▸ STATED EXERCISE: Keep the wording of each record exactly the same when you repeat it, and leave out pictures.
+ + + + +
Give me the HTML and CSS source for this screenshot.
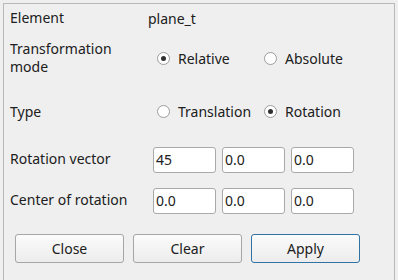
FILE: index.html
```html
<!DOCTYPE html>
<html lang="en">
<head>
  <meta charset="UTF-8" />
  <title>Transform element</title>
  <link rel="stylesheet" href="styles.css">
</head>
<body>
  <div class="panel">
    <div class="row row-element">
      <div class="label">Element</div>
      <div class="value">plane_t</div>
    </div>

    <div class="row row-mode">
      <div class="label">Transformation<br>mode</div>
      <div class="radios">
        <label class="radio"><span class="dot checked"></span>Relative</label>
        <label class="radio"><span class="dot"></span>Absolute</label>
      </div>
    </div>

    <div class="row row-type">
      <div class="label">Type</div>
      <div class="radios">
        <label class="radio"><span class="dot"></span>Translation</label>
        <label class="radio"><span class="dot checked"></span>Rotation</label>
      </div>
    </div>

    <div class="row row-field">
      <div class="label label-field">Rotation vector</div>
      <div class="inputs">
        <div class="input">45</div>
        <div class="input">0.0</div>
        <div class="input">0.0</div>
      </div>
    </div>

    <div class="row row-field">
      <div class="label label-field">Center of rotation</div>
      <div class="inputs">
        <div class="input">0.0</div>
        <div class="input">0.0</div>
        <div class="input">0.0</div>
      </div>
    </div>

    <div class="buttons">
      <button class="btn">Close</button>
      <button class="btn">Clear</button>
      <button class="btn btn-default">Apply</button>
    </div>
  </div>
</body>
</html>
```

FILE: styles.css
```css
html, body {
  margin: 0;
  height: 100%;
  overflow: hidden;
}

body {
  background-color: #efefef;
  font-family: 'Noto Sans', sans-serif;
  font-size: 14px;
  color: #202020;
  padding: 3px;
  box-sizing: border-box;
}

.panel {
  border: 1px solid #b9b9b9;
  height: 320px;
  padding: 0 6px;
}

.row {
  display: flex;
  align-items: center;
}

.label {
  width: 143px;
  line-height: 18px;
}

.row-element {
  height: 28px;
}

.row-element .value {
  margin-left: -5px;
}

.row-mode {
  height: 52px;
}

.row-type {
  height: 55px;
}

.row-field {
  height: 41px;
}

.label-field {
  padding-bottom: 1px;
}

.radios {
  display: flex;
  padding-left: 4px;
}

.radio {
  width: 107px;
  display: flex;
  align-items: center;
}

.dot {
  width: 11px;
  height: 11px;
  border: 1px solid #9c9c9c;
  border-radius: 50%;
  background-color: white;
  margin-right: 8px;
  position: relative;
}

.dot.checked::after {
  content: "";
  position: absolute;
  left: 3px;
  top: 3px;
  width: 5px;
  height: 5px;
  border-radius: 50%;
  background-color: #303030;
}

.inputs {
  display: flex;
  gap: 6px;
}

.input {
  width: 63px;
  height: 26px;
  box-sizing: border-box;
  border: 1px solid #a9a9a9;
  border-radius: 3px;
  background-color: white;
  padding-left: 2px;
  line-height: 24px;
}

.buttons {
  display: flex;
  gap: 9px;
  margin-top: 13px;
  padding-left: 5px;
}

.btn {
  width: 109px;
  height: 29px;
  font-family: inherit;
  font-size: 14px;
  color: #202020;
  border: 1px solid #a6a6a6;
  border-radius: 3px;
  background: linear-gradient(#fbfbfb, #ececec);
}

.btn-default {
  border-color: #2f72a3;
}
```
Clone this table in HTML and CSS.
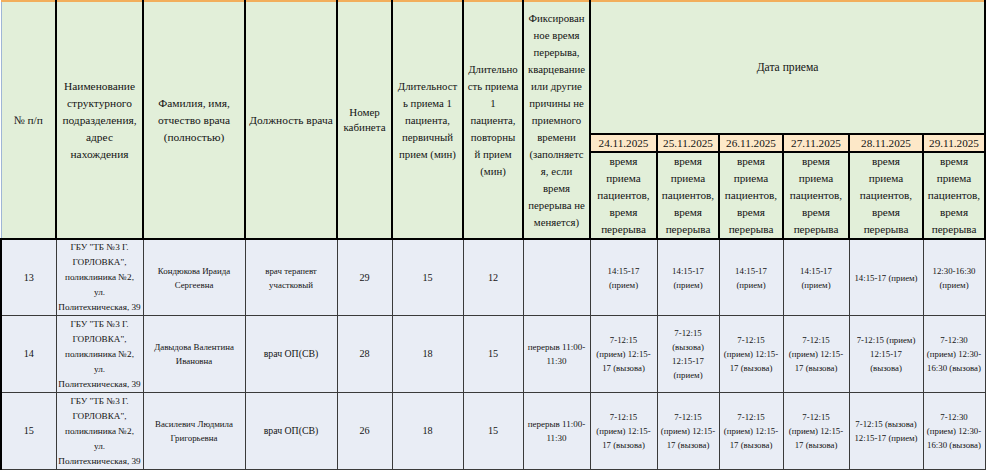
+ + + + +
▸ COMPLETE RESPONSE:
Give me the HTML and CSS source for this screenshot.
FILE: index.html
```html
<!DOCTYPE html>
<html lang="en">
<head>
  <meta charset="UTF-8" />
  <title>Transform element</title>
  <link rel="stylesheet" href="styles.css">
</head>
<body>
  <div class="panel">
    <div class="row row-element">
      <div class="label">Element</div>
      <div class="value">plane_t</div>
    </div>

    <div class="row row-mode">
      <div class="label">Transformation<br>mode</div>
      <div class="radios">
        <label class="radio"><span class="dot checked"></span>Relative</label>
        <label class="radio"><span class="dot"></span>Absolute</label>
      </div>
    </div>

    <div class="row row-type">
      <div class="label">Type</div>
      <div class="radios">
        <label class="radio"><span class="dot"></span>Translation</label>
        <label class="radio"><span class="dot checked"></span>Rotation</label>
      </div>
    </div>

    <div class="row row-field">
      <div class="label label-field">Rotation vector</div>
      <div class="inputs">
        <div class="input">45</div>
        <div class="input">0.0</div>
        <div class="input">0.0</div>
      </div>
    </div>

    <div class="row row-field">
      <div class="label label-field">Center of rotation</div>
      <div class="inputs">
        <div class="input">0.0</div>
        <div class="input">0.0</div>
        <div class="input">0.0</div>
      </div>
    </div>

    <div class="buttons">
      <button class="btn">Close</button>
      <button class="btn">Clear</button>
      <button class="btn btn-default">Apply</button>
    </div>
  </div>
</body>
</html>
```

FILE: styles.css
```css
html, body {
  margin: 0;
  height: 100%;
  overflow: hidden;
}

body {
  background-color: #efefef;
  font-family: 'Noto Sans', sans-serif;
  font-size: 14px;
  color: #202020;
  padding: 3px;
  box-sizing: border-box;
}

.panel {
  border: 1px solid #b9b9b9;
  height: 320px;
  padding: 0 6px;
}

.row {
  display: flex;
  align-items: center;
}

.label {
  width: 143px;
  line-height: 18px;
}

.row-element {
  height: 28px;
}

.row-element .value {
  margin-left: -5px;
}

.row-mode {
  height: 52px;
}

.row-type {
  height: 55px;
}

.row-field {
  height: 41px;
}

.label-field {
  padding-bottom: 1px;
}

.radios {
  display: flex;
  padding-left: 4px;
}

.radio {
  width: 107px;
  display: flex;
  align-items: center;
}

.dot {
  width: 11px;
  height: 11px;
  border: 1px solid #9c9c9c;
  border-radius: 50%;
  background-color: white;
  margin-right: 8px;
  position: relative;
}

.dot.checked::after {
  content: "";
  position: absolute;
  left: 3px;
  top: 3px;
  width: 5px;
  height: 5px;
  border-radius: 50%;
  background-color: #303030;
}

.inputs {
  display: flex;
  gap: 6px;
}

.input {
  width: 63px;
  height: 26px;
  box-sizing: border-box;
  border: 1px solid #a9a9a9;
  border-radius: 3px;
  background-color: white;
  padding-left: 2px;
  line-height: 24px;
}

.buttons {
  display: flex;
  gap: 9px;
  margin-top: 13px;
  padding-left: 5px;
}

.btn {
  width: 109px;
  height: 29px;
  font-family: inherit;
  font-size: 14px;
  color: #202020;
  border: 1px solid #a6a6a6;
  border-radius: 3px;
  background: linear-gradient(#fbfbfb, #ececec);
}

.btn-default {
  border-color: #2f72a3;
}
```
Clone this table in HTML and CSS.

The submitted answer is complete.